■ Dataset excerpt
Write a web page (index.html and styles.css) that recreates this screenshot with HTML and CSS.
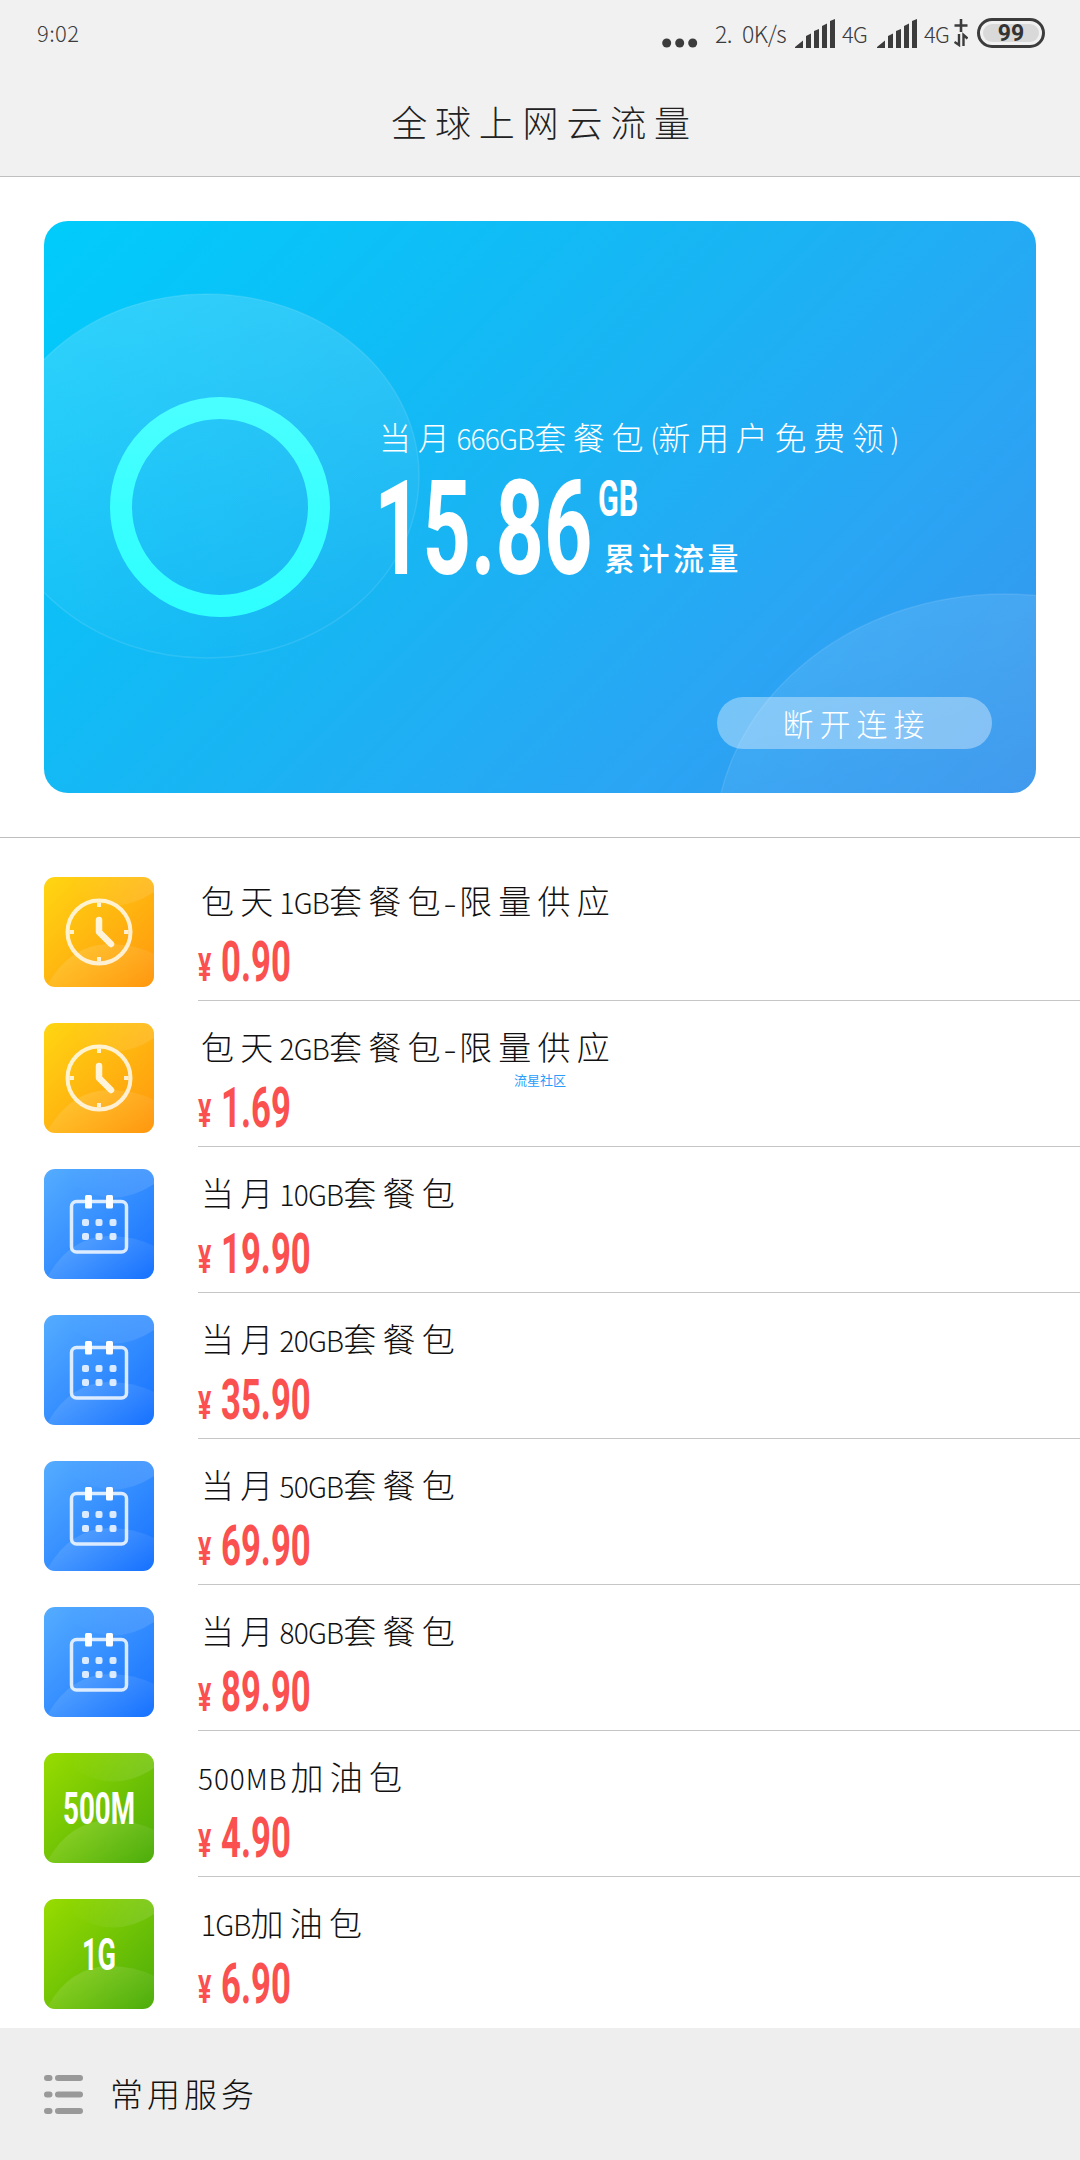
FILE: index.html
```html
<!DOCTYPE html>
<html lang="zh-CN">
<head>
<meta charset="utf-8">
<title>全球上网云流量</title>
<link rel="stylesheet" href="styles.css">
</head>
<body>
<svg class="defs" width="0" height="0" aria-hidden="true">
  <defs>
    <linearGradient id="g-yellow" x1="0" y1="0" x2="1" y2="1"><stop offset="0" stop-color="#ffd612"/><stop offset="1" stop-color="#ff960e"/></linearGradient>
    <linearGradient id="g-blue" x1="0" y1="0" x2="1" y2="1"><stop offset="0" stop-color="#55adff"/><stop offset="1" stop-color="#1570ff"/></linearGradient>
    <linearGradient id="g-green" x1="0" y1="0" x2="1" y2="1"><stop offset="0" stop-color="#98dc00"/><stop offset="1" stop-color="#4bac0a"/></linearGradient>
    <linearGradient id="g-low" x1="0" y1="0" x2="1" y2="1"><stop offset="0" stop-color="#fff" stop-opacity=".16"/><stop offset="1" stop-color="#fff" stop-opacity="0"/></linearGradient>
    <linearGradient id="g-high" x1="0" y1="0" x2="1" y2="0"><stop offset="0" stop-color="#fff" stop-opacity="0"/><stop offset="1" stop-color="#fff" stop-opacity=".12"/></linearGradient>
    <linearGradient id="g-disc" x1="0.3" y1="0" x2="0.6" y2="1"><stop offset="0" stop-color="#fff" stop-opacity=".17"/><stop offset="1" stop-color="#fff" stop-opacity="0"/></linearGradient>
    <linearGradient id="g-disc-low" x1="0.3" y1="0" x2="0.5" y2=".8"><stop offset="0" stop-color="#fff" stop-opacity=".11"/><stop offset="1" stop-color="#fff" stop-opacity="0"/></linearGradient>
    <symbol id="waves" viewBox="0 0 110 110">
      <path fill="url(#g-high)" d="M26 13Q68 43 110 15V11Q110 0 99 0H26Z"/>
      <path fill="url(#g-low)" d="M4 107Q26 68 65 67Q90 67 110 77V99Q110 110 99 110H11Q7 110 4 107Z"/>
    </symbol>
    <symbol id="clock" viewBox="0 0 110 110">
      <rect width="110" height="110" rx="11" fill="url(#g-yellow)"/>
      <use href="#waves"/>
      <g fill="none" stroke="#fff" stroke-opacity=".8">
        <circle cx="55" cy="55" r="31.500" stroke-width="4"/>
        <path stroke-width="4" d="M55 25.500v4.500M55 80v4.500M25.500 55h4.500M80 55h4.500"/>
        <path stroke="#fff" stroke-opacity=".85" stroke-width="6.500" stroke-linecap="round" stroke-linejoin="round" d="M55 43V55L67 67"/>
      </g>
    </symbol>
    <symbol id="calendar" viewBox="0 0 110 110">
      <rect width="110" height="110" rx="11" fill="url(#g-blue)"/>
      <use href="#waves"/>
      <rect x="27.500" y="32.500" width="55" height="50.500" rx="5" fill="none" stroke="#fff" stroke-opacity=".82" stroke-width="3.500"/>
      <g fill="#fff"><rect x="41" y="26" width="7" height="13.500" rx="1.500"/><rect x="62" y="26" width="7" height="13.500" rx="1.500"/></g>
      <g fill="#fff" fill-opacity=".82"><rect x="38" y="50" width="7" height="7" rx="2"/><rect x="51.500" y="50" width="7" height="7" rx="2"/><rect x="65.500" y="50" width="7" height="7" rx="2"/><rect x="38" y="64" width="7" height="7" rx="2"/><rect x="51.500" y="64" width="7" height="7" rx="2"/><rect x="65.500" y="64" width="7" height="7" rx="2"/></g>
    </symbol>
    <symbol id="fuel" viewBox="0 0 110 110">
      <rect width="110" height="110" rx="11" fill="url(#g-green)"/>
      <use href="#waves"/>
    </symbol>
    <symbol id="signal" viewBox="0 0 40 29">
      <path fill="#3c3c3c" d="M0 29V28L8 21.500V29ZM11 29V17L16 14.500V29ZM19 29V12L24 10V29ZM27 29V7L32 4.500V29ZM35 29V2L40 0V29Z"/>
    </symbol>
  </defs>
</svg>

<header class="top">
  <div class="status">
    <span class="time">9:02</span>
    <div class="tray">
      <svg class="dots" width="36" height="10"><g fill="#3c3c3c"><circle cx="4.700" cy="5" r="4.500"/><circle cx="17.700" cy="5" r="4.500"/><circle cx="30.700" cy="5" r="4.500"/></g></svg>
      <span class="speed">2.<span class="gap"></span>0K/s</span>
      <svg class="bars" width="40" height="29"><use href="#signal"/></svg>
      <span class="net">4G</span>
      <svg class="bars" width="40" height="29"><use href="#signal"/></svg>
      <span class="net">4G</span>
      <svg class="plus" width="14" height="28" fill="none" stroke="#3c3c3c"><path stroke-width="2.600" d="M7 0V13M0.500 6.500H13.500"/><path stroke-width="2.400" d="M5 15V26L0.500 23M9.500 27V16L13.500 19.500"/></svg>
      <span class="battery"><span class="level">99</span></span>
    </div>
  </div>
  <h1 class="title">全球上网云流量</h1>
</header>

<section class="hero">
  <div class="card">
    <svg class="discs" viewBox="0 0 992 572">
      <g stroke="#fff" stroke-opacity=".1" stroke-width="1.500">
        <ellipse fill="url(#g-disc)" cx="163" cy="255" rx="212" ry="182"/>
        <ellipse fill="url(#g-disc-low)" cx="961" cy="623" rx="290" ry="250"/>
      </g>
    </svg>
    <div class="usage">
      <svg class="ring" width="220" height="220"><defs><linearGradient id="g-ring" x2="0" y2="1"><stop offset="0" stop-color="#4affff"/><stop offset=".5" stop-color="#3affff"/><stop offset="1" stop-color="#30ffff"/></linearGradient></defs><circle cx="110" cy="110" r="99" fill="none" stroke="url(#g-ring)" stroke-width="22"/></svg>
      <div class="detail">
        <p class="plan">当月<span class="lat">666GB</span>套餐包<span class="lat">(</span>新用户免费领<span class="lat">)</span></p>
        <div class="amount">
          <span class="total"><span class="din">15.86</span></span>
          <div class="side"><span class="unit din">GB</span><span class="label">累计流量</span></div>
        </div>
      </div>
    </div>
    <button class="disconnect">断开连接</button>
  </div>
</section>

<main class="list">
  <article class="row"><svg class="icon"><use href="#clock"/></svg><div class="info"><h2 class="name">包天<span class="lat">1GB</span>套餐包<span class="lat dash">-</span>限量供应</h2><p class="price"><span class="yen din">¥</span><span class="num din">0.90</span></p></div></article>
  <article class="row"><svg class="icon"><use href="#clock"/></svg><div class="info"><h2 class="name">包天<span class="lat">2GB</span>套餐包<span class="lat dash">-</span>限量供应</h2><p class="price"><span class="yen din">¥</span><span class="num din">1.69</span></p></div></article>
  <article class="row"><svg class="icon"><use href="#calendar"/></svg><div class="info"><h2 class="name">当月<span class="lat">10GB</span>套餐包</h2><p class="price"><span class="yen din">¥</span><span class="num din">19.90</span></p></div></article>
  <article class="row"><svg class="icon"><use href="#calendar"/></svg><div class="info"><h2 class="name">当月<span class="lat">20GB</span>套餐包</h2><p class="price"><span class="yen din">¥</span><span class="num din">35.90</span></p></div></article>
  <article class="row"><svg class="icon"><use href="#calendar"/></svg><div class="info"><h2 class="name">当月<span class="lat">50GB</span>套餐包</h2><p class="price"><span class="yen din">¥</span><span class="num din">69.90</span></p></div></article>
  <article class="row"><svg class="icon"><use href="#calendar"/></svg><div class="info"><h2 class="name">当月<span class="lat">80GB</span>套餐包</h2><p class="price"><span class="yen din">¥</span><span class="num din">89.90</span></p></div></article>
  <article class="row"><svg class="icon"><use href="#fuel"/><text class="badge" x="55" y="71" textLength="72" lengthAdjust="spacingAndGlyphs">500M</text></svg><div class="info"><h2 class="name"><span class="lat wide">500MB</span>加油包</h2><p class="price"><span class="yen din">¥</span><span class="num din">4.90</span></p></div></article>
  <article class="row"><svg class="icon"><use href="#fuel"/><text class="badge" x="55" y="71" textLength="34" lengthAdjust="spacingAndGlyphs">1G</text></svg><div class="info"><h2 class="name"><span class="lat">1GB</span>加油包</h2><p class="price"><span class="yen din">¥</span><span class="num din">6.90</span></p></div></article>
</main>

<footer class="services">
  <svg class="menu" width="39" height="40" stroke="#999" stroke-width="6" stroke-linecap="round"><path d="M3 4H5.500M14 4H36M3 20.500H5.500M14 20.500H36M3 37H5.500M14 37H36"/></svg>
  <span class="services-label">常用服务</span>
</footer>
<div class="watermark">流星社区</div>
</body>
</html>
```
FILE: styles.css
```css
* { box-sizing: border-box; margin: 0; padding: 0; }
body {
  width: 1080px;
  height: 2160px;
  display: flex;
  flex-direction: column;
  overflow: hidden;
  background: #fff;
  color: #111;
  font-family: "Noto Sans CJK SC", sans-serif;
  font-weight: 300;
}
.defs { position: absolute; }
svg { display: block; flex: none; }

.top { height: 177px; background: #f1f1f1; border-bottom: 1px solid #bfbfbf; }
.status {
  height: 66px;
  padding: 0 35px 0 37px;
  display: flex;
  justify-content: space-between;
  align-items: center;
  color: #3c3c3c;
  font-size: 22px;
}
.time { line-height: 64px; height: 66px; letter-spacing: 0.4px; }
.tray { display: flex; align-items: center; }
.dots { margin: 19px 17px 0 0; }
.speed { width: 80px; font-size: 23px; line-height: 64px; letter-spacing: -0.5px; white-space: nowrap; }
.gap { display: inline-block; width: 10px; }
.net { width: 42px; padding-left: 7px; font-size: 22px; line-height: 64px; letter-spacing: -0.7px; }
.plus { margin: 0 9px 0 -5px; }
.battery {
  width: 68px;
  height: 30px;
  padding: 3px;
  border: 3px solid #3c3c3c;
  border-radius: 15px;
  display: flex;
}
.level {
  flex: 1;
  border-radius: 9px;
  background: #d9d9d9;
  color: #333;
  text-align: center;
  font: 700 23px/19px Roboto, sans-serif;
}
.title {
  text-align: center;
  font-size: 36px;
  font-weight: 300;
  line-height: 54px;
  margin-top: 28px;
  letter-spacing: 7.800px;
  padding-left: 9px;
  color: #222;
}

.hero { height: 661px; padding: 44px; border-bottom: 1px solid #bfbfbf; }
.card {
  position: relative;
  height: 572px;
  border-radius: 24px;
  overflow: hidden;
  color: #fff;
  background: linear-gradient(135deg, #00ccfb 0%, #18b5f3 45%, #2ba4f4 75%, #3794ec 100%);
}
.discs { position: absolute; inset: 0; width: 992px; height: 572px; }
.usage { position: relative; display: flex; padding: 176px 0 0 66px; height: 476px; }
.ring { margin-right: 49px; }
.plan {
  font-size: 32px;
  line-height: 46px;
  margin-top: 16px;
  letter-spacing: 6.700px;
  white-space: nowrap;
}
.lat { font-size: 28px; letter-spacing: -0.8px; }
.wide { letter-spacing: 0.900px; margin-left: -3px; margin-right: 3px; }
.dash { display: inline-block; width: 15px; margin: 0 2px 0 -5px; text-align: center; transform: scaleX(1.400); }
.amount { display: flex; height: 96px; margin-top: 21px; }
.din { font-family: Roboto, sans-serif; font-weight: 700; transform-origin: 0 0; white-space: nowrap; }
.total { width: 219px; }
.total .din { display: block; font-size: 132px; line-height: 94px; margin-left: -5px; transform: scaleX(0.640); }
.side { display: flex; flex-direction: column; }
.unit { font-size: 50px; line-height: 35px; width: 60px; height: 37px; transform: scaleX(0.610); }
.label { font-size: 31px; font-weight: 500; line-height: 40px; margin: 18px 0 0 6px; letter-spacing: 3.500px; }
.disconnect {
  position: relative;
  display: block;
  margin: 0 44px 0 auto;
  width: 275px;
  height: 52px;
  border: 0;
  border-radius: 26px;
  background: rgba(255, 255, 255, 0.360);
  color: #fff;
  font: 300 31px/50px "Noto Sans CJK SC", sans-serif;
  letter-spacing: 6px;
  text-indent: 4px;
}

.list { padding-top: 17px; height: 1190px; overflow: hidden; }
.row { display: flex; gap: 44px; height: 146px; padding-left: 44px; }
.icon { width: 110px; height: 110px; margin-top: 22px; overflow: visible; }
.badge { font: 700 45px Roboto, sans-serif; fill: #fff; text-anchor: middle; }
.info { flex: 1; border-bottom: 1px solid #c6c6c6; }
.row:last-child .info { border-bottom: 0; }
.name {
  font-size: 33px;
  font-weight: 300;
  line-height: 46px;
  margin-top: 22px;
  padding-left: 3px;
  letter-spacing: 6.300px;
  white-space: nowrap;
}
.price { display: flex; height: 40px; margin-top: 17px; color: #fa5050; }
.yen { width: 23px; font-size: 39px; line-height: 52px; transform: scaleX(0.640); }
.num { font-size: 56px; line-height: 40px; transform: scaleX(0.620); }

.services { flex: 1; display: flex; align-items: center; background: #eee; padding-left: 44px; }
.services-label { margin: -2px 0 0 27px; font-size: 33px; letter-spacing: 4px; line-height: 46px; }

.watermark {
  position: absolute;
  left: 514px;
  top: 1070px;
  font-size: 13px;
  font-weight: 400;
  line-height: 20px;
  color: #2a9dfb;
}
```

■ Exercise goal
Identify and extract each line of the listing that contains "index".

■ Completed exercise
Write a web page (index.html and styles.css) that recreates this screenshot with HTML and CSS.
FILE: index.html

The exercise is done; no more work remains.